La gaviota que persigue todos los días a Thomas, observándolo y enfrentándolo –como si tuviera el mismo tamaño y capacidad de daño que un ser humano– termina en una rotura del tabú, comienzo (casual o no) de una serie de infortunios, de una tormenta con vientos, lluvias y mareas intensas y una barcaza que debe llegar y nunca lo hace. Cuatro semanas es la duración del período que el joven asistente está obligado a cumplir por contrato, pero el correr de las jornadas parece haberse alterado, como la realidad misma. ¿Cuánto hace que llegó a ese sitio perdido y quizás maldito? ¿Una semana, un mes, un año? El paso del tiempo ya no tiene relevancia, aunque la falta de comida comienza a ser acuciante. Lo mismo con la bebida, en particular luego de varias noches de bacanal donde la ingesta alcohólica supera lo recomendable y las revelaciones del pasado comienzan a brotar de los labios y una sensual danza entre dos hombres rudos le cede el lugar a un enfrentamiento sin marcha atrás. Verbal primero, físico después.
Dafoe y Pattinson entregan actuaciones antológicas que, para algunos, se ven demasiado extremas para ser consideradas sutiles. Error: en esa exacerbación constante de los cuerpos y las voces, El faro encuentra la representación actoral lógica para una película enloquecida. Para Eggers, “los dos son actores talentosos y, de alguna manera, fueron elegidos porque sabíamos que podían llevar a cabo la tarea. Pero necesitábamos ciertas cosas. Ambos toman riesgos en las películas que eligen hacer, en los directores con los cuales trabajan, y sabían que iban a tener que renunciar a algo de ellos mismos para que mi aproximación a la historia fuera exitosa. Por supuesto, podía salir mal, pero si ellos no trabajaban en los términos necesarios, no había posibilidades de lograr ese éxito. Willem viene del teatro y está acostumbrado a los ensayos; de hecho, le gusta participar de ellos. En cambio Rob los odia y realmente no se siente nada cómodo. No diría que explotamos esa situación como podría haberlo hecho Stanley Kubrick, con algo de maldad, pero…. el personaje de Rob se siente incómodo y fuera de lugar, y eso nos ayudó a lograr nuestro cometido”.
El rey del mar
“¡Que Neptuno te cause la muerte, Winslow! Que nuestro padre, el rey del mar, salga de las profundidades con toda su furia. Olas negras repletas de espuma de sal para que asfixie a esta joven boca de lengua punzante, para que te ahogue hinchando tus órganos, hasta que te pongas morado y te inflames con sentina y salmuera y no puedas gritar más. (…) Ni una sola parte de Winslow, ni siquiera una pizca de tu alma seguirá siendo Winslow, sino que se convertirá en el mar mismo."

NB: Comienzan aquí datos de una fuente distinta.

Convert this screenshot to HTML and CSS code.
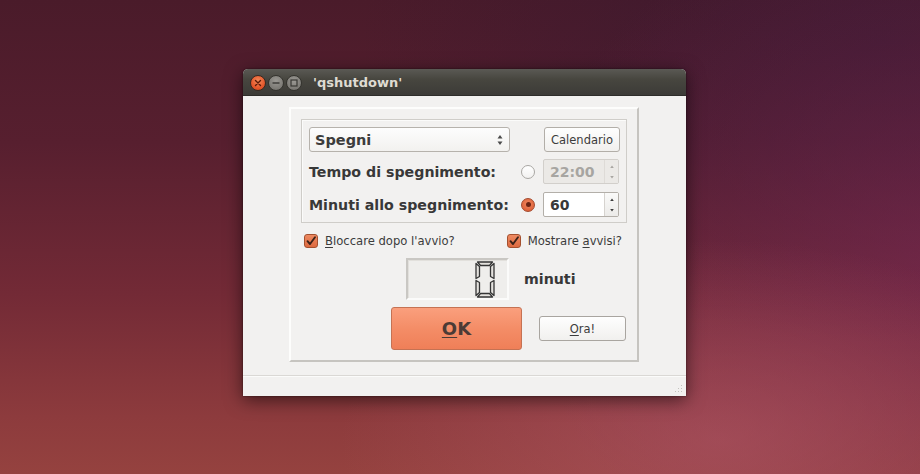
FILE: index.html
```html
<!DOCTYPE html>
<html lang="it">
<head>
<meta charset="utf-8">
<title>qshutdown</title>
<link rel="stylesheet" href="styles.css">
</head>
<body>
<div class="desktop">
  <div class="window">
    <div class="titlebar">
      <span class="wbtn close"><svg width="8" height="8" viewBox="0 0 8 8"><path d="M1.5 1.5L6.5 6.5M6.5 1.5L1.5 6.5" stroke="#5a1a08" stroke-width="1.4" stroke-linecap="round"/></svg></span>
      <span class="wbtn mini"><svg width="8" height="8" viewBox="0 0 8 8"><path d="M0.5 4H7.5" stroke="#3a3935" stroke-width="1.4"/></svg></span>
      <span class="wbtn maxi"><svg width="8" height="8" viewBox="0 0 8 8"><rect x="1" y="1" width="6" height="6" fill="none" stroke="#3a3935" stroke-width="1.2"/></svg></span>
      <span class="wtitle">'qshutdown'</span>
    </div>
    <div class="wbody">
      <div class="frame">
        <div class="group">
          <div class="row">
            <div class="combo"><span>Spegni</span>
              <svg class="updown" width="6" height="12" viewBox="0 0 6 12"><path d="M3 1L5.5 4.5H0.5Z M3 11L5.5 7.5H0.5Z" fill="#4a4a4a"/></svg>
            </div>
            <div class="btn cal">Calendario</div>
          </div>
          <div class="row">
            <span class="lbl">Tempo di spegnimento:</span>
            <span class="radio"></span>
            <div class="spin disabled"><span class="val">22:00</span>
              <span class="arrows"><svg width="6" height="18" viewBox="0 0 6 18"><path d="M3 2.5L4.8 5H1.2Z M3 15.5L4.8 13H1.2Z" fill="#a8a6a2"/></svg></span>
            </div>
          </div>
          <div class="row">
            <span class="lbl">Minuti allo spegnimento:</span>
            <span class="radio on"><span class="dot"></span></span>
            <div class="spin"><span class="val">60</span>
              <span class="arrows"><svg width="6" height="18" viewBox="0 0 6 18"><path d="M3 2.5L4.8 5H1.2Z M3 15.5L4.8 13H1.2Z" fill="#3c3c3c"/></svg></span>
            </div>
          </div>
        </div>
        <div class="checks">
          <label class="chk"><span class="box"><svg width="12" height="12" viewBox="0 0 12 12"><path d="M2.5 6.2L5 9L10 2.2" fill="none" stroke="#3b2219" stroke-width="1.9" stroke-linecap="round" stroke-linejoin="round"/></svg></span><span><u>B</u>loccare dopo l'avvio?</span></label>
          <label class="chk"><span class="box"><svg width="12" height="12" viewBox="0 0 12 12"><path d="M2.5 6.2L5 9L10 2.2" fill="none" stroke="#3b2219" stroke-width="1.9" stroke-linecap="round" stroke-linejoin="round"/></svg></span><span>Mostrare <u>a</u>vvisi?</span></label>
        </div>
        <div class="lcdrow">
          <div class="lcd">
            <svg width="20" height="37" viewBox="0 0 20 37">
              <g fill="#e4e2de" stroke="#353535" stroke-width="1.3" stroke-linejoin="round">
                <polygon points="2.5,1 17.5,1 14.5,4.5 5.5,4.5"/>
                <polygon points="1,2.5 4.5,5.5 4.5,15.5 1,17.5"/>
                <polygon points="19,2.5 19,17.5 15.5,15.5 15.5,5.5"/>
                <polygon points="1,19.5 4.5,21.5 4.5,31.5 1,34.5"/>
                <polygon points="19,19.5 19,34.5 15.5,31.5 15.5,21.5"/>
                <polygon points="2.5,36 5.5,32.5 14.5,32.5 17.5,36"/>
              </g>
            </svg>
          </div>
          <span class="minuti">minuti</span>
        </div>
        <div class="btnrow">
          <div class="okbtn"><u>O</u>K</div>
          <div class="btn ora"><u>O</u>ra!</div>
        </div>
      </div>
    </div>
    <div class="status">
      <svg class="grip" width="8" height="8" viewBox="0 0 8 8"><g fill="#c4c2be"><rect x="6" y="0" width="1" height="1"/><rect x="6" y="3" width="1" height="1"/><rect x="3" y="3" width="1" height="1"/><rect x="6" y="6" width="1" height="1"/><rect x="3" y="6" width="1" height="1"/><rect x="0" y="6" width="1" height="1"/></g></svg>
    </div>
  </div>
</div>
</body>
</html>
```
FILE: styles.css
```css
* { box-sizing: border-box; }
html, body { margin: 0; padding: 0; }
body {
  width: 920px;
  height: 474px;
  overflow: hidden;
  font-family: "DejaVu Sans", "Liberation Sans", sans-serif;
}
.desktop {
  width: 920px;
  height: 474px;
  padding: 69px 0 0 243px;
  background:
    radial-gradient(ellipse 380px 200px at 720px 440px, rgba(178, 88, 104, 0.55), rgba(178, 88, 104, 0) 100%),
    radial-gradient(ellipse 420px 360px at 940px 260px, rgba(120, 40, 85, 0.55), rgba(120, 40, 85, 0) 100%),
    radial-gradient(ellipse 520px 300px at 880px 40px, rgba(55, 24, 50, 0.7), rgba(55, 24, 50, 0) 100%),
    linear-gradient(180deg, #4a1b2a 0%, #571f2f 30%, #732a36 62%, #8d3b3d 88%, #95423f 100%);
}
.window {
  width: 443px;
  height: 327px;
  display: flex;
  flex-direction: column;
  border-radius: 5px 5px 0 0;
  box-shadow: 0 4px 18px rgba(0, 0, 0, 0.55), 0 0 2px rgba(0, 0, 0, 0.6);
  background: #f2f1f0;
}
.titlebar {
  height: 27px;
  flex: none;
  display: flex;
  align-items: center;
  padding: 1px 0 0 7px;
  border-radius: 5px 5px 0 0;
  background: linear-gradient(180deg, #5a5954 0%, #47463f 40%, #3c3b37 100%);
  border-bottom: 1px solid #2e2d2a;
}
.wbtn {
  width: 16px;
  height: 16px;
  border-radius: 50%;
  display: flex;
  align-items: center;
  justify-content: center;
  margin-right: 2px;
}
.wbtn.close {
  background: radial-gradient(circle at 50% 35%, #f28a5a 0%, #e5572b 60%, #c6441c 100%);
  border: 1px solid #3a2a22;
}
.wbtn.mini, .wbtn.maxi {
  background: radial-gradient(circle at 50% 35%, #9a9893 0%, #807e79 60%, #6d6b66 100%);
  border: 1px solid #35342f;
}
.wtitle {
  margin-left: 9px;
  color: #dfdbd2;
  font-size: 13px;
  font-weight: bold;
}
.wbody {
  flex: 1;
  padding: 11px 0 0 46px;
}
.frame {
  width: 350px;
  height: 255px;
  border: 2px solid;
  border-color: #fdfdfc #c6c4c0 #c6c4c0 #fdfdfc;
  padding: 10px;
  display: flex;
  flex-direction: column;
}
.group {
  height: 104px;
  border: 1px solid #cfcdc9;
  box-shadow: inset 1px 1px 0 #fbfbfa;
  padding: 7px 7px 0 7px;
  display: flex;
  flex-direction: column;
  gap: 7px;
}
.row {
  height: 25px;
  display: flex;
  align-items: center;
}
.row + .row + .row { margin-top: 1px; }
.combo {
  width: 201px;
  height: 25px;
  border: 1px solid #b6b2ac;
  border-radius: 3px;
  background: linear-gradient(180deg, #fdfdfd 0%, #f2f1ef 100%);
  display: flex;
  align-items: center;
  justify-content: space-between;
  padding: 0 6px 0 5px;
  font-weight: bold;
  font-size: 14.5px;
  color: #3c3c3c;
}
.updown { display: block; }
.btn {
  height: 25px;
  border: 1px solid #b2aea8;
  border-radius: 3px;
  background: linear-gradient(180deg, #fefefe 0%, #f1f0ee 100%);
  display: flex;
  align-items: center;
  justify-content: center;
  font-size: 11.5px;
  color: #3c3c3c;
}
.cal {
  width: 76px;
  margin-left: auto;
  margin-right: -1px;
}
.lbl {
  flex: 1;
  font-weight: bold;
  font-size: 14.2px;
  color: #383838;
}
.radio {
  width: 14px;
  height: 14px;
  border-radius: 50%;
  border: 1px solid #a9a7a3;
  background: linear-gradient(180deg, #ffffff 0%, #f2f1f0 100%);
  margin-right: 8px;
  display: flex;
  align-items: center;
  justify-content: center;
}
.radio.on {
  border-color: #a34a2e;
  background: radial-gradient(circle at 50% 40%, #f08a62 0%, #e0643c 70%, #cf5530 100%);
}
.dot {
  width: 5px;
  height: 5px;
  border-radius: 50%;
  background: #6b2414;
}
.spin {
  width: 76px;
  height: 25px;
  border: 1px solid #b3afa9;
  border-radius: 2px;
  background: #ffffff;
  display: flex;
  align-items: stretch;
}
.spin .val {
  flex: 1;
  display: flex;
  align-items: center;
  padding-left: 6px;
  font-weight: bold;
  font-size: 14px;
  color: #383838;
}
.spin .arrows {
  width: 14px;
  border-left: 1px solid #d6d3cf;
  background: linear-gradient(180deg, #fafaf9 0%, #ecebe9 100%);
  display: flex;
  align-items: center;
  justify-content: center;
}
.spin.disabled {
  border-color: #d2cfcb;
  background: #ebe9e6;
}
.spin.disabled .val { color: #a7a5a1; }
.spin.disabled .arrows {
  background: #ebe9e6;
  border-left-color: #dedbd7;
}
.checks {
  height: 20px;
  margin-top: 8px;
  display: flex;
  align-items: center;
  justify-content: space-between;
  padding: 0 5px 0 3px;
}
.chk {
  display: flex;
  align-items: center;
  gap: 7px;
  font-size: 11.6px;
  color: #3c3c3c;
}
.box {
  width: 14px;
  height: 14px;
  border: 1px solid #a4502f;
  border-radius: 3px;
  background: linear-gradient(180deg, #ee8a62 0%, #dd6a40 100%);
  display: flex;
  align-items: center;
  justify-content: center;
}
.box svg { display: block; }
u { text-decoration-thickness: 1px; text-underline-offset: 2px; }
.lcdrow {
  height: 42px;
  margin-top: 7px;
  display: flex;
  align-items: center;
  padding-left: 105px;
}
.lcd {
  width: 103px;
  height: 42px;
  border: 2px solid;
  border-color: #c9c7c3 #fbfbfa #fbfbfa #c9c7c3;
  box-shadow: inset 1px 1px 0 #e2e0dc;
  background: #efeeec;
  display: flex;
  align-items: center;
  justify-content: flex-end;
  padding-right: 12px;
}
.lcd svg { display: block; }
.minuti {
  margin-left: 15px;
  font-weight: bold;
  font-size: 14.2px;
  color: #383838;
}
.btnrow {
  height: 43px;
  margin-top: 7px;
  display: flex;
  align-items: center;
  padding-left: 90px;
}
.okbtn {
  width: 131px;
  height: 43px;
  border: 1px solid #c57253;
  border-radius: 3px;
  background: linear-gradient(180deg, #fa9f7d 0%, #f48d67 50%, #ef7f58 100%);
  display: flex;
  align-items: center;
  justify-content: center;
  font-weight: bold;
  font-size: 18px;
  color: #4b3b36;
}
.ora {
  width: 87px;
  height: 25px;
  margin-left: 17px;
  border-color: #a9a5a0;
}
.status {
  height: 21px;
  flex: none;
  border-top: 1px solid #dad8d5;
  box-shadow: inset 0 1px 0 #fbfbfa;
  display: flex;
  justify-content: flex-end;
  align-items: flex-end;
  padding: 0 3px 3px 0;
}
.grip { display: block; }
```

La maldición, mucho más extensa y escupida por Willem Dafoe como si se tratara de un soliloquio shakesperiano –aunque con un interlocutor presente– llega cuando la relación entre los hombres ha llegado a un punto de ebullición inmanejable. Los abusos del más veterano sobre su “protegido”, la negativa del primero a darle acceso a la cabina luminosa del faro, las riñas constantes por cuestiones menores como la comida, entre otros cruces y choques, terminan por estallar en una batalla de masculinidades en pugna donde solamente uno de ellos puede sobrevivir.
A pesar del tono usualmente oscuro, sombrío, que empapa el relato de principio a fin, El faro no esquiva ciertos momentos de humor inesperado, como esa maldición que sólo puede suponerse desorbitada. Pero esas sonrisas torcidas, con algo de mueca, terminan empapadas de sangre y excrementos y el enfrentamiento no tiene otra escapatoria más que la extinción. Arriba, mientras tanto, sigue brillando la luz enceguecedora del canto de la sirena. Abajo, espera el plano final, bellísimo en su torturada agonía. Con El faro, Robert Eggers ha creado una fábula marina del siglo XIX que bien podría haber contado algún viejo lobo de mar con un vaso de licor en la mano, iluminado por el tenue fulgor de un candil en una noche tormentosa.